PEORIA, Illinois (Reuters) – Suspected al Qaeda operative Ali al-Marri was charged Friday with conspiracy and material support for terrorism, and President Barack Obama ordered his transfer into the U.S. legal system after 5-1/2 years at a military prison in South Carolina.

The Obama administration's decision to move Marri into the U.S. court system marked a significant policy shift from the Bush administration, which had argued that Marri could be held indefinitely without being charged.

Marri is the last of three terrorism suspects who had been held by the military in the United States without charges as an "enemy combatant."

The case could signify that the Obama administration will prosecute in the U.S. court system at least some of the terrorism suspects held at the U.S. military prison at Guantanamo Bay in Cuba. There are 245 detainees at Guantanamo.

The Obama administration planned to ask the U.S. Supreme Court Friday to dismiss Marri's appeal challenging his indefinite imprisonment by the military without charges, officials said.

Administration officials said Obama signed a memo ordering the Defense Department to transfer Marri to the Justice Department. They said they would wait for the Supreme Court to approve the transfer.

Andrew Savage, one of Marri's lawyers, said of the indictment, "We are pleased that after more than seven years of detention, Mr. Marri will finally have his day in court."

The indictment, handed up by a federal grand jury in Peoria, Illinois, Thursday and unsealed Friday, charged Marri with one count of conspiracy to provide material support and resources to al Qaeda and a second count of providing such support and resources.

Marri, 43, could face up to 15 years in prison on each count. He was in the United States legally, and is a national of Qatar.

The four-paragraph indictment provided no new details about Marri's alleged activities that began at least as early as July of 2001 and continued until his arrest in December that year.
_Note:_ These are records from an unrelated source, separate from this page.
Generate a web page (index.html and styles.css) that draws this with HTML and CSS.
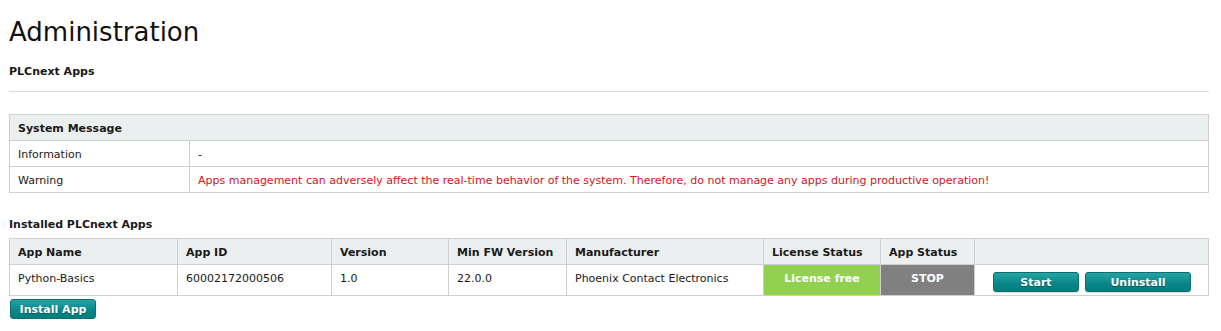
FILE: index.html
```html
<!DOCTYPE html>
<html>
<head>
<meta charset="utf-8">
<link rel="stylesheet" href="styles.css">
</head>
<body>
<div class="page">
  <h1 class="title">Administration</h1>
  <div class="subtitle">PLCnext Apps</div>
  <hr class="rule">
  <table class="grid sysmsg">
    <thead>
      <tr><th colspan="2">System Message</th></tr>
    </thead>
    <tbody>
      <tr><td class="label">Information</td><td>-</td></tr>
      <tr><td class="label">Warning</td><td class="warn">Apps management can adversely affect the real-time behavior of the system. Therefore, do not manage any apps during productive operation!</td></tr>
    </tbody>
  </table>
  <div class="section">Installed PLCnext Apps</div>
  <table class="grid apps">
    <thead>
      <tr>
        <th class="c1">App Name</th>
        <th class="c2">App ID</th>
        <th class="c3">Version</th>
        <th class="c4">Min FW Version</th>
        <th class="c5">Manufacturer</th>
        <th class="c6">License Status</th>
        <th class="c7">App Status</th>
        <th class="c8"></th>
      </tr>
    </thead>
    <tbody>
      <tr>
        <td>Python-Basics</td>
        <td>60002172000506</td>
        <td>1.0</td>
        <td>22.0.0</td>
        <td>Phoenix Contact Electronics</td>
        <td class="lic">License free</td>
        <td class="stat">STOP</td>
        <td class="actions"><div class="btns"><button class="btn wide">Start</button><button class="btn wider">Uninstall</button></div></td>
      </tr>
    </tbody>
  </table>
  <button class="btn install">Install App</button>
</div>
</body>
</html>
```
FILE: styles.css
```css
html, body { margin: 0; padding: 0; background: #fff; }
body {
  font-family: "DejaVu Sans", Verdana, sans-serif;
  font-size: 11px;
  color: #1a1a1a;
}
.page { padding: 0 12px 0 9px; }
.title {
  margin: 0;
  padding-top: 16px;
  font-weight: normal;
  font-size: 26px;
  line-height: 32px;
  color: #111;
}
.subtitle {
  margin-top: 17px;
  font-weight: bold;
  font-size: 11px;
  line-height: 14px;
}
.rule {
  margin: 12px 0 0 0;
  border: 0;
  border-top: 1px solid #dcdcdc;
}
.grid {
  width: 100%;
  border-collapse: collapse;
  border: 1px solid #cfcfcf;
}
.grid th, .grid td {
  border: 1px solid #cfcfcf;
  text-align: left;
  padding: 0 8px;
  font-size: 11px;
}
.grid th {
  background: #ecefef;
  font-weight: bold;
  padding-top: 2px;
  height: 23px;
}
.grid td { height: 23px; padding-top: 2px; }
.sysmsg { margin-top: 22px; }
.sysmsg .label { width: 163px; }
.warn { color: #d3131a; }
.section {
  margin-top: 25px;
  font-weight: bold;
  line-height: 14px;
}
.apps { margin-top: 6px; }
.grid.apps td {
  vertical-align: top;
  padding-top: 7px;
  height: 23px;
  line-height: 13px;
}
.c1 { width: 151px; }
.c2 { width: 137px; }
.c3 { width: 100px; }
.c4 { width: 101px; }
.c5 { width: 180px; }
.c6 { width: 100px; }
.c7 { width: 77px; }
.grid.apps td.lic {
  background: #92d050;
  color: #fff;
  font-weight: bold;
  text-align: center;
  padding-top: 7px;
}
.grid.apps td.stat {
  background: #808080;
  color: #fff;
  font-weight: bold;
  text-align: center;
  padding-top: 7px;
}
.grid.apps td.actions { padding: 7px 0 0 18px; height: 23px; }
.btns { display: flex; gap: 6px; }
.btn {
  display: block;
  border: 1px solid #0b6e70;
  border-radius: 3px;
  background: linear-gradient(#26a3a5, #078688 60%, #057d7f);
  color: #fff;
  font-family: "DejaVu Sans", Verdana, sans-serif;
  font-weight: bold;
  font-size: 11px;
  text-shadow: 0 1px 1px rgba(0,0,0,0.35);
  height: 20px;
  padding: 0;
  box-shadow: 0 1px 1px rgba(0,0,0,0.15);
}
.wide { width: 86px; }
.wider { width: 106px; }
.install { margin-top: 3px; margin-left: 1px; width: 86px; height: 20px; }
```
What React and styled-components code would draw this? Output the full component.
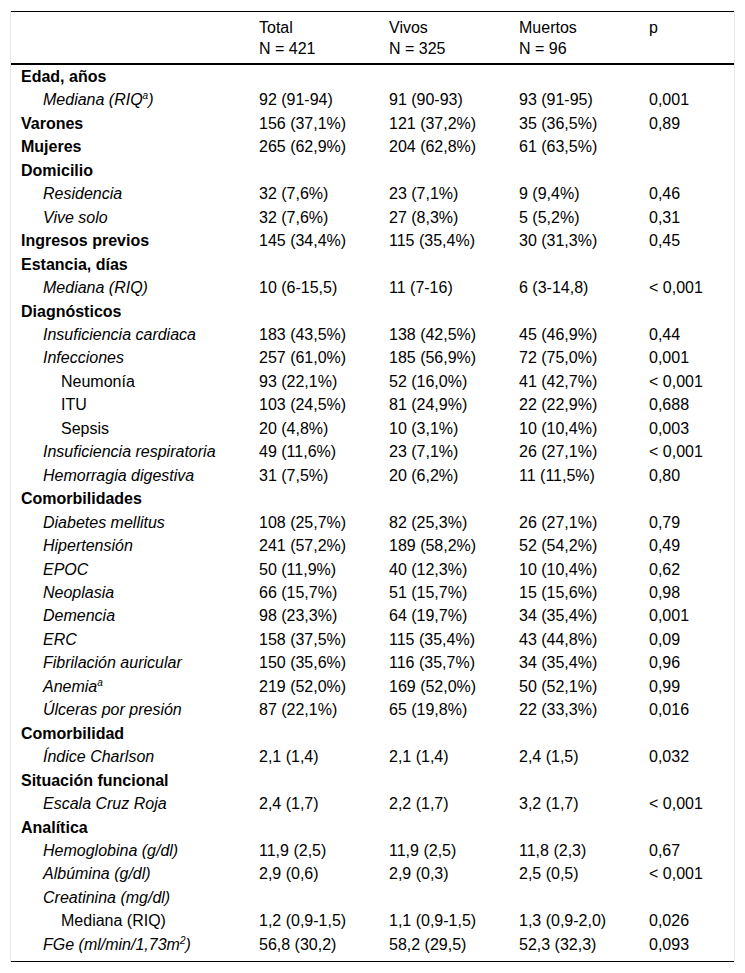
import React from "react";
import styled, { createGlobalStyle } from "styled-components";

const GlobalStyle = createGlobalStyle`
  body {
    margin: 0;
    background: #fff;
    font-family: "Liberation Sans", Arial, sans-serif;
    color: #000;
  }
`;

const Frame = styled.div`
  margin: 11px 0 0 10px;
  width: 725px;
  box-sizing: border-box;
  border-left: 1px solid #e6e6e6;
  border-right: 1px solid #e6e6e6;
`;

const Table = styled.table`
  width: 100%;
  border-collapse: collapse;
  table-layout: fixed;
  font-size: 16px;
  border-top: 1px solid #000;
  border-bottom: 1px solid #000;

  th,
  td {
    box-sizing: border-box;
  }
`;

const HeadRow = styled.tr`
  border-bottom: 2px solid #000;
`;

const HeadCell = styled.th`
  text-align: left;
  font-weight: normal;
  vertical-align: top;
  padding: 5px 10px 4px;
  line-height: 21px;
  width: ${(p) => p.$w}px;
`;

const Cell = styled.td`
  padding: 2px 10px ${(p) => (p.$last ? 7 : 2)}px;
  line-height: 19.45px;
  white-space: nowrap;
  vertical-align: top;
`;

const Label = styled(Cell)`
  padding-left: ${(p) => [10, 32, 50][p.$level]}px;
  font-weight: ${(p) => (p.$kind === "b" ? "bold" : "normal")};
  font-style: ${(p) => (p.$kind === "i" ? "italic" : "normal")};
`;

const Sup = styled.sup`
  font-size: 10px;
  line-height: 0;
  vertical-align: 6px;
`;

const columns = [
  { w: 238, title: "", n: "" },
  { w: 130, title: "Total", n: "N = 421" },
  { w: 130, title: "Vivos", n: "N = 325" },
  { w: 130, title: "Muertos", n: "N = 96" },
  { w: 95, title: "p", n: "" },
];

// [etiqueta, nivel, estilo, valores]
const rows = [
  ["Edad, años", 0, "b"],
  [<>Mediana (RIQ<Sup>a</Sup>)</>, 1, "i", ["92 (91-94)", "91 (90-93)", "93 (91-95)", "0,001"]],
  ["Varones", 0, "b", ["156 (37,1%)", "121 (37,2%)", "35 (36,5%)", "0,89"]],
  ["Mujeres", 0, "b", ["265 (62,9%)", "204 (62,8%)", "61 (63,5%)", ""]],
  ["Domicilio", 0, "b"],
  ["Residencia", 1, "i", ["32 (7,6%)", "23 (7,1%)", "9 (9,4%)", "0,46"]],
  ["Vive solo", 1, "i", ["32 (7,6%)", "27 (8,3%)", "5 (5,2%)", "0,31"]],
  ["Ingresos previos", 0, "b", ["145 (34,4%)", "115 (35,4%)", "30 (31,3%)", "0,45"]],
  ["Estancia, días", 0, "b"],
  ["Mediana (RIQ)", 1, "i", ["10 (6-15,5)", "11 (7-16)", "6 (3-14,8)", "< 0,001"]],
  ["Diagnósticos", 0, "b"],
  ["Insuficiencia cardiaca", 1, "i", ["183 (43,5%)", "138 (42,5%)", "45 (46,9%)", "0,44"]],
  ["Infecciones", 1, "i", ["257 (61,0%)", "185 (56,9%)", "72 (75,0%)", "0,001"]],
  ["Neumonía", 2, "n", ["93 (22,1%)", "52 (16,0%)", "41 (42,7%)", "< 0,001"]],
  ["ITU", 2, "n", ["103 (24,5%)", "81 (24,9%)", "22 (22,9%)", "0,688"]],
  ["Sepsis", 2, "n", ["20 (4,8%)", "10 (3,1%)", "10 (10,4%)", "0,003"]],
  ["Insuficiencia respiratoria", 1, "i", ["49 (11,6%)", "23 (7,1%)", "26 (27,1%)", "< 0,001"]],
  ["Hemorragia digestiva", 1, "i", ["31 (7,5%)", "20 (6,2%)", "11 (11,5%)", "0,80"]],
  ["Comorbilidades", 0, "b"],
  ["Diabetes mellitus", 1, "i", ["108 (25,7%)", "82 (25,3%)", "26 (27,1%)", "0,79"]],
  ["Hipertensión", 1, "i", ["241 (57,2%)", "189 (58,2%)", "52 (54,2%)", "0,49"]],
  ["EPOC", 1, "i", ["50 (11,9%)", "40 (12,3%)", "10 (10,4%)", "0,62"]],
  ["Neoplasia", 1, "i", ["66 (15,7%)", "51 (15,7%)", "15 (15,6%)", "0,98"]],
  ["Demencia", 1, "i", ["98 (23,3%)", "64 (19,7%)", "34 (35,4%)", "0,001"]],
  ["ERC", 1, "i", ["158 (37,5%)", "115 (35,4%)", "43 (44,8%)", "0,09"]],
  ["Fibrilación auricular", 1, "i", ["150 (35,6%)", "116 (35,7%)", "34 (35,4%)", "0,96"]],
  [<>Anemia<Sup>a</Sup></>, 1, "i", ["219 (52,0%)", "169 (52,0%)", "50 (52,1%)", "0,99"]],
  ["Úlceras por presión", 1, "i", ["87 (22,1%)", "65 (19,8%)", "22 (33,3%)", "0,016"]],
  ["Comorbilidad", 0, "b"],
  ["Índice Charlson", 1, "i", ["2,1 (1,4)", "2,1 (1,4)", "2,4 (1,5)", "0,032"]],
  ["Situación funcional", 0, "b"],
  ["Escala Cruz Roja", 1, "i", ["2,4 (1,7)", "2,2 (1,7)", "3,2 (1,7)", "< 0,001"]],
  ["Analítica", 0, "b"],
  ["Hemoglobina (g/dl)", 1, "i", ["11,9 (2,5)", "11,9 (2,5)", "11,8 (2,3)", "0,67"]],
  ["Albúmina (g/dl)", 1, "i", ["2,9 (0,6)", "2,9 (0,3)", "2,5 (0,5)", "< 0,001"]],
  ["Creatinina (mg/dl)", 1, "i"],
  ["Mediana (RIQ)", 2, "n", ["1,2 (0,9-1,5)", "1,1 (0,9-1,5)", "1,3 (0,9-2,0)", "0,026"]],
  [<>FGe (ml/min/1,73m<Sup>2</Sup>)</>, 1, "i", ["56,8 (30,2)", "58,2 (29,5)", "52,3 (32,3)", "0,093"]],
];

export default function App() {
  return (
    <>
      <GlobalStyle />
      <Frame>
        <Table>
          <thead>
            <HeadRow>
              {columns.map((col, i) => (
                <HeadCell key={i} $w={col.w}>
                  {col.title}
                  {col.n && (
                    <>
                      <br />
                      {col.n}
                    </>
                  )}
                </HeadCell>
              ))}
            </HeadRow>
          </thead>
          <tbody>
            {rows.map(([label, level, kind, values = ["", "", "", ""]], i) => {
              const last = i === rows.length - 1;
              return (
                <tr key={i}>
                  <Label $level={level} $kind={kind} $last={last}>
                    {label}
                  </Label>
                  {values.map((v, j) => (
                    <Cell key={j} $last={last}>
                      {v}
                    </Cell>
                  ))}
                </tr>
              );
            })}
          </tbody>
        </Table>
      </Frame>
    </>
  );
}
Marri is suspected of being an al Qaeda "sleeper" agent sent by Osama bin Laden and by Khalid Sheik Mohammed, the mastermind of the September 11 attacks, to disrupt the U.S. financial system by hacking into bank computers.

INTRODUCE EVIDENCE AT TRIAL

Asked why the indictment did not contain such details, Justice Department spokesman Dean Boyd said, "We will introduce our evidence at trial and intend to prove our case there."

It was not immediately clear what would happen to Marri's Supreme Court appeal. Justice Department attorneys planned to tell the Supreme Court Friday that the case should be dismissed as moot, officials said.

But Marri's lawyer has said the Supreme Court still should review the case and make clear that an indefinite detention by the military in this country without charges is illegal.

The Supreme Court will have to decide whether to still hear arguments in the case in April.

The indictment represented the latest step in a long legal odyssey for Marri, who entered the United States on September 10, 2001, and was said by a captured al Qaeda member to have come to help operatives plotting a second wave of attacks after the hijacked plane attacks on September 11.

Marri was initially detained in December 2001 in the investigation of the September 11 attacks.

He was later indicted in Illinois, where he had attended school, for credit card fraud, making false statements to the FBI and other charges. Marri pleaded not guilty.

The U.S. government dropped the criminal charges in June 2003, when then-President George W. Bush designated Marri an enemy combatant and he was taken to the military prison in Charleston.